Workflow: Ansible

Overview

This workflow describes configuring a simple HPC environment, consisting of:

  • Shared NFS directories for users, data and applications

  • SLURM queuing system for workload processing and management

  • Flight Env for managing configurationg and applications available in the environment

Prerequisites

This document presumes the following situation:

  • The cluster has a gateway node (for running various servers)

  • The cluster has multiple compute nodes (for executing jobs)

  • DNS is correctly configured to allow hostname connections between the nodes

  • Firewall connections between the gateway and compute nodes are open to allow various services to communicate (e.g. queuing system, nfs, etc)

  • SSH keys are correctly configured to allow the gateway to login to nodes (as root)
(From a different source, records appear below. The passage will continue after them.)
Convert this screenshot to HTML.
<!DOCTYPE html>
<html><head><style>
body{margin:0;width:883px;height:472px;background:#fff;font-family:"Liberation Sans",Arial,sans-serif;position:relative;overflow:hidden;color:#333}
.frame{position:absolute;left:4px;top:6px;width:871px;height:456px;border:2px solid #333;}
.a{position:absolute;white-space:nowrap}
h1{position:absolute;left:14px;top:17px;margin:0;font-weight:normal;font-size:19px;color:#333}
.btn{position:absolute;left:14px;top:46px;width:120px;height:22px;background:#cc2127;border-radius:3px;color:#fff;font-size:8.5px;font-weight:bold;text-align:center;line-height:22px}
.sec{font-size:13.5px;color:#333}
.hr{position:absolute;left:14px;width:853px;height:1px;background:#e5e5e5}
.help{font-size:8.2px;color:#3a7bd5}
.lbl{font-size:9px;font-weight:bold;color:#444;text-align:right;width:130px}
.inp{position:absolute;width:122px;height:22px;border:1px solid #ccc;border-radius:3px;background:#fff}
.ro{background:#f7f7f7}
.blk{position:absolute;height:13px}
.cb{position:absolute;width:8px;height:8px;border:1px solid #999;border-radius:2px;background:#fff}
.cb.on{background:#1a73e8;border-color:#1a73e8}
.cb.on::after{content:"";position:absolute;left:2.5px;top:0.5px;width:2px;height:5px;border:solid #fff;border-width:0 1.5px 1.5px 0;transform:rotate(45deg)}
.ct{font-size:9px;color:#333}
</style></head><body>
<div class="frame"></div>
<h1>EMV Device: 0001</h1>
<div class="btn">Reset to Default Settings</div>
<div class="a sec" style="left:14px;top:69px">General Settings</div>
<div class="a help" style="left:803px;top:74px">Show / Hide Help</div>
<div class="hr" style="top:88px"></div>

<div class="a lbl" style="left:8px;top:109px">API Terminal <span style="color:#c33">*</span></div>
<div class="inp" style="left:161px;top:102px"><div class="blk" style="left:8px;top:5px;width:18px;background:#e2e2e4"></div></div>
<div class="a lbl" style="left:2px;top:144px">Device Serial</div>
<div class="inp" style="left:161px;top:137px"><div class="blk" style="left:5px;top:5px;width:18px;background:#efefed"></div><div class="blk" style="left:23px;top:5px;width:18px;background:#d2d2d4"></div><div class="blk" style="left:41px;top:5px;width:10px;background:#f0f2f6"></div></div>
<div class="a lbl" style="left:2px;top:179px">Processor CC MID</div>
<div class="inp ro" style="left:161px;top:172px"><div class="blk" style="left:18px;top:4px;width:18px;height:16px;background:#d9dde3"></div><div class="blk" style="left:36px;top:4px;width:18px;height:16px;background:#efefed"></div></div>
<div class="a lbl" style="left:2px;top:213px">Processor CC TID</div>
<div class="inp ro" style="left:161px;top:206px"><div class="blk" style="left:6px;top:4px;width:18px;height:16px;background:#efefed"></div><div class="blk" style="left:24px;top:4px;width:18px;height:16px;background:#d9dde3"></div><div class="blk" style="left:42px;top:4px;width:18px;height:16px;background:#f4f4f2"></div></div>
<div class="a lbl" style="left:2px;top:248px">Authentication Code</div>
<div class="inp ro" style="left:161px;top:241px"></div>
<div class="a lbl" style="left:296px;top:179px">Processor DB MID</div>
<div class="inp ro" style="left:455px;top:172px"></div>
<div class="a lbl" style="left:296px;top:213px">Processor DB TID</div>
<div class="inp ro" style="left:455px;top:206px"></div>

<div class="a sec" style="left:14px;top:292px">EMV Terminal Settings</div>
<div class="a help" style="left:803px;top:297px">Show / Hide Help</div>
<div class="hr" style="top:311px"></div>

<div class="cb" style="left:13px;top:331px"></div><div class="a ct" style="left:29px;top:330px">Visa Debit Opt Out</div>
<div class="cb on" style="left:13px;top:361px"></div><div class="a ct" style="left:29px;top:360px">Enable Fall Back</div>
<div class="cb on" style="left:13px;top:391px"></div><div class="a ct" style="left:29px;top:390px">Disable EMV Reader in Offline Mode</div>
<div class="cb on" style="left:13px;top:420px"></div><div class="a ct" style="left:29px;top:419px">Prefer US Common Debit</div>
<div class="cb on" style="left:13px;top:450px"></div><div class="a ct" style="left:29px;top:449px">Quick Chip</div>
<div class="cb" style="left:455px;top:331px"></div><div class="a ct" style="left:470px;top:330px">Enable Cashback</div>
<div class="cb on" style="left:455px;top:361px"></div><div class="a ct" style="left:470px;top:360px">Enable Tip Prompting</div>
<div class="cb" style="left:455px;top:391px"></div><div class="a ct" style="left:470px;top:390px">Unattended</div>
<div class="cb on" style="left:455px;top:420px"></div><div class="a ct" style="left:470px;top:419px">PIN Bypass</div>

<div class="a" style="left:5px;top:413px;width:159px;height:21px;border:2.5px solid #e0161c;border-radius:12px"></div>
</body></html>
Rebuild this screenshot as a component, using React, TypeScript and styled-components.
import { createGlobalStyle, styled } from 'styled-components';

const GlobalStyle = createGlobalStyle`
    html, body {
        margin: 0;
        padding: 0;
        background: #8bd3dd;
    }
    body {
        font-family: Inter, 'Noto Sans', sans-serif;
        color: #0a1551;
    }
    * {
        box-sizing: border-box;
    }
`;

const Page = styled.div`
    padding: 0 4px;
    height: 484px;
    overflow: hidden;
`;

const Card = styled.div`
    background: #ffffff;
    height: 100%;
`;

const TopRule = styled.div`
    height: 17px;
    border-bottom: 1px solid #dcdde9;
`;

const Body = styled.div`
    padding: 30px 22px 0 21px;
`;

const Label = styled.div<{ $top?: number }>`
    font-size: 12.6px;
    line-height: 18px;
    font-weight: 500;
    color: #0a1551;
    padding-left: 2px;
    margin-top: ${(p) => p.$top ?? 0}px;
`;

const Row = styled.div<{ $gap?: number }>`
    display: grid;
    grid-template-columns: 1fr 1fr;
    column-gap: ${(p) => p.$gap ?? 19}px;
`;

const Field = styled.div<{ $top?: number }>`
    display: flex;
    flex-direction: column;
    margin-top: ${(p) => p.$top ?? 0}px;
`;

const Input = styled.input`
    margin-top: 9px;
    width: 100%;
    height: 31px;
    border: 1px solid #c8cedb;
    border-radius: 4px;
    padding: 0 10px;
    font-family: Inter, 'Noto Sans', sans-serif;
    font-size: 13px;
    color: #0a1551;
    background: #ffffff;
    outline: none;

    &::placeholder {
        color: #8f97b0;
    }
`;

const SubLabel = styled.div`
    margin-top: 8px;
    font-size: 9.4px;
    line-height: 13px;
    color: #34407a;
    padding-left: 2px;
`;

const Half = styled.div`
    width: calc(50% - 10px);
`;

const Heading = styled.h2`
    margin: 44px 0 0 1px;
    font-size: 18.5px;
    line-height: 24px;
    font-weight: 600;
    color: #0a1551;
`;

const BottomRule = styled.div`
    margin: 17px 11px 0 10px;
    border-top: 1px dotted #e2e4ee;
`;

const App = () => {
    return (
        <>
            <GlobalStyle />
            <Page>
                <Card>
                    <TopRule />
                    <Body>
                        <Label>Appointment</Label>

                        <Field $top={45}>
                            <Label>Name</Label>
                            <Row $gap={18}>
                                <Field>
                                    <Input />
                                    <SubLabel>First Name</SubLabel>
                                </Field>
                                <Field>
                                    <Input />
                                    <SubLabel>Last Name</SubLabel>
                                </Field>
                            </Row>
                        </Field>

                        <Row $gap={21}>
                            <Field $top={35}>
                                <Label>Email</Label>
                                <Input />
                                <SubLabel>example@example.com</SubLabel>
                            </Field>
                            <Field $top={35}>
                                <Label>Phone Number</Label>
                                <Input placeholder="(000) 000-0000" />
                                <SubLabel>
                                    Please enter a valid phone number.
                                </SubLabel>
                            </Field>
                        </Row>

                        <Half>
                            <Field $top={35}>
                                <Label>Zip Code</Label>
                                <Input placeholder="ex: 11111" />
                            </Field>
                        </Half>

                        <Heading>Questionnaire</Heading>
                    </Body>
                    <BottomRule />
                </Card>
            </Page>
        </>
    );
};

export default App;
  • There is sufficient storage space on the gateway and compute nodes (for applications and data, recommended 16GB+)

Configure Environment

  • Install ansible (>v2.8.0):

    $ yum install -y epel-release
    $ yum install -y ansible
    
  • Create hosts file:

    $ cat << EOF > /etc/ansible/hosts
    [gateway]
    gateway1
    
    [compute]
    node01
    node02
    EOF
    
  • Setup playbook:

    $ yum install -y git
    $ git clone https://github.com/openflighthpc/openflight-ansible-playbook
    

Warning

It is highly recommended to inspect all roles and edit them to your requirement or, alternatively, write your own roles. These roles are provided “as is” and no guarantee is made that the roles will function properly in environments different to that of the example environment used in this documentation.

  • Run playbook:

    $ cd openflight-ansible-playbook
    $ ansible-playbook openflight.yml
    

Note

The playbook may hang trying to verify the SSH fingerprints of the hosts if none of them have been logged into before from the ansible host. It is recommended to have already established a trusted SSH connection to all systems first.